- The paper presents a novel three-hop reasoning framework that leverages chain-of-thought prompting to address implicit sentiment analysis.
- It demonstrates significant improvements by boosting F1 scores by over 6% in supervised setups and achieving a 50% increase with GPT-3.
- The study highlights the crucial role of model scale and self-consistency mechanisms in enhancing reasoning accuracy and sentiment prediction.
Introduction
Sentiment analysis has traditionally relied on deciphering explicit emotional expressions within texts. However, implicit sentiment analysis (ISA) presents a greater challenge due to its reliance on subtle cues and the necessity for multi-hop reasoning to uncover the underlying sentiment. Recent advancements in chain-of-thought (CoT) prompting with LLMs have opened new avenues for addressing ISA. This paper introduces a novel Three-hop Reasoning (THO R) framework built upon this CoT concept to better tackle the intricacies involved in ISA.

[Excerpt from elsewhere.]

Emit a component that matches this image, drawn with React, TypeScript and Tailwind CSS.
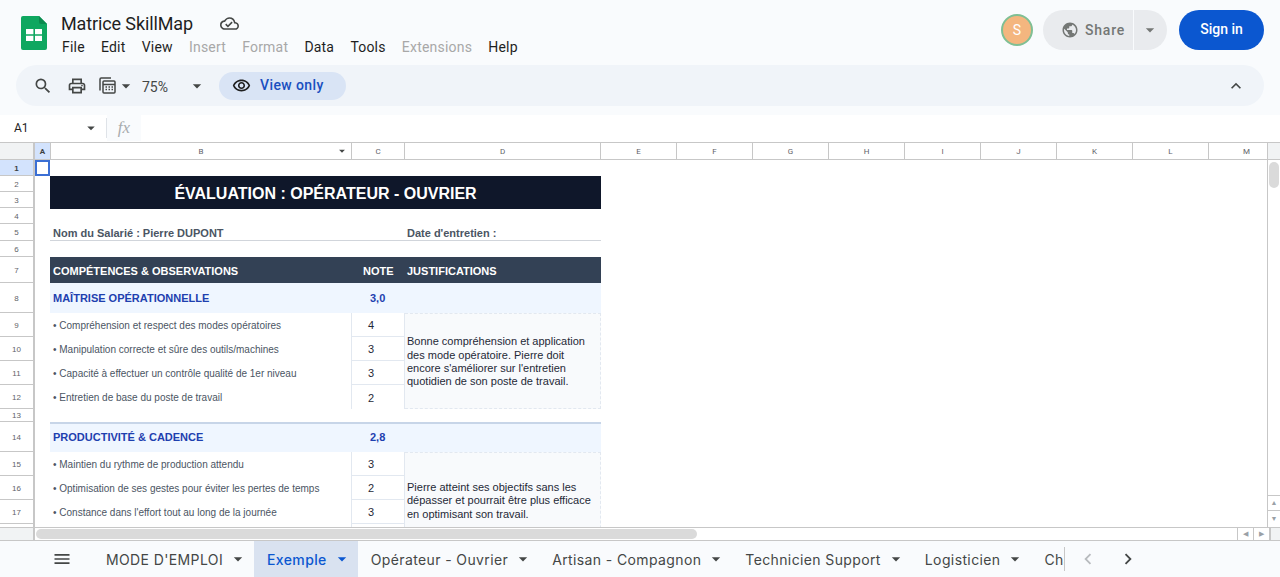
import {
  MdArrowDropDown,
  MdChevronLeft,
  MdChevronRight,
  MdExpandLess,
  MdMenu,
  MdOutlineCloudDone,
  MdOutlinePrint,
  MdOutlineRemoveRedEye,
  MdPublic,
  MdSearch,
} from 'react-icons/md';

const menuItems = [
  { label: 'File' },
  { label: 'Edit' },
  { label: 'View' },
  { label: 'Insert', disabled: true },
  { label: 'Format', disabled: true },
  { label: 'Data' },
  { label: 'Tools' },
  { label: 'Extensions', disabled: true },
  { label: 'Help' },
];

const rowHeaders = [
  { n: 1, h: 'h-[16px]' },
  { n: 2, h: 'h-[16px]' },
  { n: 3, h: 'h-[16px]' },
  { n: 4, h: 'h-[16px]' },
  { n: 5, h: 'h-[17px]' },
  { n: 6, h: 'h-[16px]' },
  { n: 7, h: 'h-[26px]' },
  { n: 8, h: 'h-[30px]' },
  { n: 9, h: 'h-[24px]' },
  { n: 10, h: 'h-[24px]' },
  { n: 11, h: 'h-[24px]' },
  { n: 12, h: 'h-[24px]' },
  { n: 13, h: 'h-[13px]' },
  { n: 14, h: 'h-[30px]' },
  { n: 15, h: 'h-[24px]' },
  { n: 16, h: 'h-[24px]' },
  { n: 17, h: 'h-[24px]' },
  { n: 18, h: 'h-[24px]' },
];

const otherColumns = ['E', 'F', 'G', 'H', 'I', 'J', 'K', 'L', 'M'];

const tabs = ['MODE D\'EMPLOI', 'Exemple', 'Opérateur - Ouvrier', 'Artisan - Compagnon', 'Technicien Support', 'Logisticien'];

const CalcIcon = () => (
  <svg width="19" height="19" viewBox="0 0 19 19" fill="none" stroke="#444746" strokeWidth="1.5">
    <path d="M2 14.5V3.2C2 2.5 2.5 2 3.2 2H13" />
    <rect x="5" y="5" width="12" height="12" rx="1" />
    <path d="M5 8.5h12" />
    <path d="M7.5 11h1.5M10.5 11H12M13.5 11h1.5M7.5 13.5h1.5M10.5 13.5H12M13.5 13.5h1.5" strokeWidth="1.4" />
  </svg>
);

const SheetsLogo = () => (
  <svg width="26" height="34" viewBox="0 0 26 34" className="shrink-0">
    <path d="M2 0h16l8 8v24a2 2 0 0 1-2 2H2a2 2 0 0 1-2-2V2a2 2 0 0 1 2-2z" fill="#0fa760" />
    <path d="M18 0l8 8h-6a2 2 0 0 1-2-2z" fill="#0b8a4e" />
    <path d="M5 13h16v12H5z" fill="#fff" />
    <path d="M12.4 13h1.6v12h-1.6zM5 18.3h16v1.5H5z" fill="#0fa760" />
  </svg>
);

const Item = ({ label, note, last }: { label: string; note: number; last?: boolean }) => (
  <>
    <div className="flex items-center pl-[3px] text-[10px] text-[#4b5563]">• {label}</div>
    <div
      className={`flex items-center border-x border-[#e2e8f0] pl-[16px] pt-[2px] text-[11px] text-[#1f2937] ${
        last ? '' : 'border-b'
      }`}
    >
      {note}
    </div>
  </>
);

const Justification = ({ lines }: { lines: string[] }) => (
  <div className="row-span-4 flex flex-col justify-center border-y border-r border-dashed border-[#e2e8f0] bg-[#f8fafc] pl-[2px] pt-[2px] text-[11px] leading-[13.4px] text-[#1f2937]">
    {lines.map((line) => (
      <span key={line} className="whitespace-nowrap">{line}</span>
    ))}
  </div>
);

const App = () => {
  return (
    <div className="flex h-[577px] w-[1280px] flex-col overflow-hidden bg-white font-['Roboto',sans-serif]">
      <div className="h-[115px] shrink-0 bg-[#f9fbfd]">
        <div className="flex h-[65px]">
          <div className="ml-[21px] mt-[16px]">
            <SheetsLogo />
          </div>
          <div className="ml-[14px] mt-[11px]">
            <div className="flex h-[24px] items-center text-[18px] tracking-[-0.12px] text-[#1f1f1f]">
              <span>Matrice SkillMap</span>
              <MdOutlineCloudDone className="ml-[27px] text-[19px] text-[#444746]" />
            </div>
            <div className="mt-[1px] flex h-[22px] items-center gap-[16.2px] pl-[1px] text-[14px] tracking-[0.2px]">
              {menuItems.map((item) => (
                <span key={item.label} className={item.disabled ? 'text-[#a8a8a8]' : 'text-[#1f1f1f]'}>
                  {item.label}
                </span>
              ))}
            </div>
          </div>
          <div className="ml-auto mr-[16px] mt-[10px] flex h-[40px] items-center">
            <div className="flex h-[32px] w-[32px] items-center justify-center rounded-full border-2 border-[#7fbf94] bg-[#f4b67f] text-[14px] text-white">
              S
            </div>
            <div className="ml-[10px] flex h-[40px] w-[124px] items-center rounded-full bg-[#e9ebee] text-[#747775]">
              <MdPublic className="ml-[18px] text-[18px]" />
              <span className="ml-[6px] text-[14px] font-medium tracking-[0.8px]">Share</span>
              <div className="ml-[8px] h-[40px] w-px bg-[#f9fbfd]" />
              <MdArrowDropDown className="ml-[6px] text-[20px]" />
            </div>
            <div className="ml-[12px] flex h-[40px] w-[85px] items-center justify-center rounded-full bg-[#0b57d0] pb-[2px] text-[14px] font-medium text-white">
              Sign in
            </div>
          </div>
        </div>
        <div className="mx-[16px] flex h-[41px] items-center rounded-full bg-[#f0f4f9] text-[#444746]">
          <MdSearch className="ml-[17px] text-[20px]" />
          <MdOutlinePrint className="ml-[14px] text-[20px]" />
          <div className="ml-[11px]">
            <CalcIcon />
          </div>
          <MdArrowDropDown className="ml-[-1px] text-[20px]" />
          <span className="ml-[6px] mt-[4px] text-[14px]">75%</span>
          <MdArrowDropDown className="ml-[19px] text-[20px]" />
          <div className="ml-[12px] flex h-[28px] w-[127px] items-center rounded-full bg-[#d9e4f5]">
            <MdOutlineRemoveRedEye className="ml-[13px] text-[19px] text-[#1f1f1f]" />
            <span className="ml-[9px] text-[14px] font-medium tracking-[0.4px] text-[#1a4fc0]">View only</span>
          </div>
          <MdExpandLess className="ml-auto mr-[18px] text-[20px]" />
        </div>
      </div>

      <div className="flex h-[28px] shrink-0 items-center border-b border-[#c7c7c7] bg-white pb-[1px]">
        <span className="ml-[14px] w-[68px] text-[12px] text-[#1f1f1f]">A1</span>
        <MdArrowDropDown className="text-[18px] text-[#444746]" />
        <div className="ml-[6px] h-[20px] w-px bg-[#dfe3e8]" />
        <div className="flex h-full w-[34px] items-center justify-center bg-[#f9fbfd] font-['Liberation_Serif',serif] text-[17px] italic text-[#a8abae]">
          fx
        </div>
      </div>

      <div className="flex h-[384px] shrink-0">
        <div className="w-[1268px] overflow-hidden border-r border-[#c7c7c7]">
          <div className="flex h-[17px] w-[1400px] border-b border-[#c7c7c7] pt-[2px] text-[8px] text-[#5f6368]">
            <div className="mt-[-2px] w-[33px] bg-[#f1f3f4]" />
            <div className="mt-[-2px] w-[2px] bg-[#c7c7c7]" />
            <div className="mt-[-2px] flex w-[15px] items-center justify-center bg-[#d3e3fd] pt-[2px] font-bold text-[#3c4043]">A</div>
            <div className="relative mt-[-2px] flex w-[302px] items-center justify-center border-x border-[#c7c7c7] pt-[2px]">
              B
              <MdArrowDropDown className="absolute right-[2px] top-[1px] text-[14px] text-[#444746]" />
            </div>
            <div className="mt-[-2px] flex w-[53px] items-center justify-center border-r border-[#c7c7c7] pt-[2px]">C</div>
            <div className="mt-[-2px] flex w-[196px] items-center justify-center border-r border-[#c7c7c7] pt-[2px]">D</div>
            {otherColumns.map((c) => (
              <div key={c} className="mt-[-2px] flex w-[76px] items-center justify-center border-r border-[#c7c7c7] pt-[2px]">{c}</div>
            ))}
          </div>

          <div className="flex font-['Liberation_Sans',sans-serif]">
            <div className="w-[35px] shrink-0 border-r-2 border-[#c7c7c7]">
              {rowHeaders.map((row) => (
                <div
                  key={row.n}
                  className={`${row.h} flex items-center justify-center border-b border-[#c7c7c7] pt-[2px] text-[8px] ${
                    row.n === 1 ? 'bg-[#d3e3fd] font-bold text-[#3c4043]' : 'text-[#5f6368]'
                  }`}
                >
                  {row.n}
                </div>
              ))}
            </div>

            <div className="w-[15px] shrink-0">
              <div className="h-[16px] border-2 border-[#3b6fd4]" />
            </div>

            <div className="grid grid-cols-[301px_54px_196px] grid-rows-[16px_16px_17px_15px_17px_16px_26px_30px_24px_24px_24px_24px_13px_30px_24px_24px_24px_24px]">
              <div className="col-span-3" />
              <div className="col-span-3 row-span-2 flex items-center justify-center bg-[#0f172a] pt-[2px] text-[16px] font-bold text-white">
                ÉVALUATION : OPÉRATEUR - OUVRIER
              </div>
              <div className="col-span-3" />

              <div className="col-span-2 flex items-center border-b border-[#d1d5db] pl-[3px] pt-[2px] text-[11px] font-bold text-[#4b5563]">
                Nom du Salarié : Pierre DUPONT
              </div>
              <div className="flex items-center border-b border-[#d1d5db] pl-[2px] pt-[2px] text-[11px] font-bold text-[#4b5563]">
                Date d'entretien :
              </div>
              <div className="col-span-3" />

              <div className="flex items-center bg-[#334155] pl-[3px] pt-[2px] text-[11px] font-bold text-white">
                COMPÉTENCES &amp; OBSERVATIONS
              </div>
              <div className="flex items-center bg-[#334155] pl-[12px] pt-[2px] text-[11px] font-bold text-white">NOTE</div>
              <div className="flex items-center bg-[#334155] pl-[2px] pt-[2px] text-[11px] font-bold text-white">JUSTIFICATIONS</div>

              <div className="flex items-center bg-[#eff6ff] pl-[3px] text-[11px] font-bold text-[#1e40af]">
                MAÎTRISE OPÉRATIONNELLE
              </div>
              <div className="flex items-center bg-[#eff6ff] pl-[19px] text-[11px] font-bold text-[#1e40af]">3,0</div>
              <div className="bg-[#eff6ff]" />
              <Item label="Compréhension et respect des modes opératoires" note={4} />
              <Justification
                lines={[
                  'Bonne compréhension et application',
                  'des mode opératoire. Pierre doit',
                  "encore s'améliorer sur l'entretien",
                  'quotidien de son poste de travail.',
                ]}
              />
              <Item label="Manipulation correcte et sûre des outils/machines" note={3} />
              <Item label="Capacité à effectuer un contrôle qualité de 1er niveau" note={3} />
              <Item label="Entretien de base du poste de travail" note={2} last />
              <div className="col-span-3" />

              <div className="flex items-center border-t-2 border-[#c7d5e8] bg-[#eff6ff] pb-[2px] pl-[3px] text-[11px] font-bold text-[#1e40af]">
                PRODUCTIVITÉ &amp; CADENCE
              </div>
              <div className="flex items-center border-t-2 border-[#c7d5e8] bg-[#eff6ff] pb-[2px] pl-[19px] text-[11px] font-bold text-[#1e40af]">2,8</div>
              <div className="border-t-2 border-[#c7d5e8] bg-[#eff6ff]" />
              <Item label="Maintien du rythme de production attendu" note={3} />
              <Justification
                lines={[
                  'Pierre atteint ses objectifs sans les',
                  'dépasser et pourrait être plus efficace',
                  'en optimisant son travail.',
                ]}
              />
              <Item label="Optimisation de ses gestes pour éviter les pertes de temps" note={2} />
              <Item label="Constance dans l'effort tout au long de la journée" note={3} />
              <div />
              <div className="border-x border-[#e2e8f0]" />
            </div>
          </div>
        </div>

        <div className="flex w-[12px] flex-col">
          <div className="h-[17px] border-b border-[#c7c7c7] bg-[#f1f3f4]" />
          <div className="mx-[1px] mt-[2px] h-[26px] rounded-full bg-[#dadada]" />
          <div className="mt-auto flex h-[16px] items-center justify-center border-y border-[#c7c7c7] text-[7px] text-[#9aa0a6]">▲</div>
          <div className="flex h-[16px] items-center justify-center text-[7px] text-[#9aa0a6]">▼</div>
        </div>
      </div>

      <div className="flex h-[14px] shrink-0 items-center border-y border-[#c7c7c7]">
        <div className="h-full w-[35px] border-r-2 border-[#c7c7c7] bg-[#f1f3f4]" />
        <div className="ml-[1px] h-[10px] w-[661px] rounded-full bg-[#dadada]" />
        <div className="ml-auto flex h-full">
          <div className="flex w-[16px] items-center justify-center border-l border-[#c7c7c7] text-[7px] text-[#9aa0a6]">◀</div>
          <div className="flex w-[16px] items-center justify-center border-l border-[#c7c7c7] text-[7px] text-[#9aa0a6]">▶</div>
          <div className="w-[11px] border-l-2 border-[#c7c7c7] bg-[#f1f3f4]" />
        </div>
      </div>

      <div className="flex h-[36px] shrink-0 items-center bg-[#f9fbfd] font-['Inter',sans-serif] text-[14px] text-[#444746]">
        <MdMenu className="ml-[52px] text-[20px]" />
        <div className="ml-[21px] flex h-full w-[971px] overflow-hidden">
          {tabs.map((tab) => (
            <div
              key={tab}
              className={`flex h-full shrink-0 items-center pl-[13px] pr-[6px] tracking-[0.38px] ${
                tab === 'Exemple' ? 'bg-[#d9e2f0] font-medium text-[#0b57d0]' : ''
              }`}
            >
              <span className="whitespace-nowrap">{tab}</span>
              <MdArrowDropDown className="ml-[5px] text-[20px]" />
            </div>
          ))}
          <div className="flex h-full shrink-0 items-center whitespace-nowrap pl-[13px] tracking-[0.38px]">Chargé de mission</div>
        </div>
        <div className="h-[24px] w-px bg-[#c7c7c7]" />
        <MdChevronLeft className="ml-[12px] text-[22px] text-[#b8bbbe]" />
        <MdChevronRight className="ml-[18px] text-[22px]" />
      </div>
    </div>
  );
};

export default App;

Three-hop Reasoning Framework
The THO R framework operates through a three-step prompting process, using LLMs to infer the implicit aspect, opinion, and ultimately the sentiment polarity. This progression mirrors a human-like approach to sentiment grasp, starting from the initial aspect and moving towards a sentiment conclusion. The paper describes a self-consistency mechanism, inspired by Wang et al. (2022b), which selects consistent candidate answers to improve reasoning accuracy. Furthermore, for supervised setups, the authors introduce a reasoning revision method where intermediate reasoning steps are utilized as model inputs, guided by gold labels to rectify the reasoning pathway.
Experimental Results
The THO R framework's effectiveness is evident, showcasing a significant improvement over existing methods. In supervised setups, Flan-T5 (11B), a THO R-enhanced LLM, surpassed the best-performing baseline by over 6% F1 score. When applied to GPT-3 (175B) without fine-tuning, THO R achieved an impressive 50% increase in the state-of-the-art F1 score. These results underline the importance of model size in achieving substantial gains with CoT-based methods, with larger LLMs benefiting more from THO R's reasoning capabilities.
Conclusion and Limitations
This paper contributes a pioneering approach to ISA by leveraging a CoT framework that mimics human thought processes. It establishes that reasoning through CoT not only improves attribute and sentiment prediction but also reveals the potential of LLM-based CoT frameworks in other NLP tasks. The primary limitation acknowledged is the diminished impact of THO R on smaller LLMs. This phenomenon stresses the significance of model scale in harnessing the full power of LLMs within the THO R framework. Future research could explore enhancing the efficacy of THO R on LLMs of various scales or applying the model to different NLP challenges. The supplementary material provided, including GitHub repository and real-case testing examples, indicates the thoroughness of the research and the practical application of the proposed framework.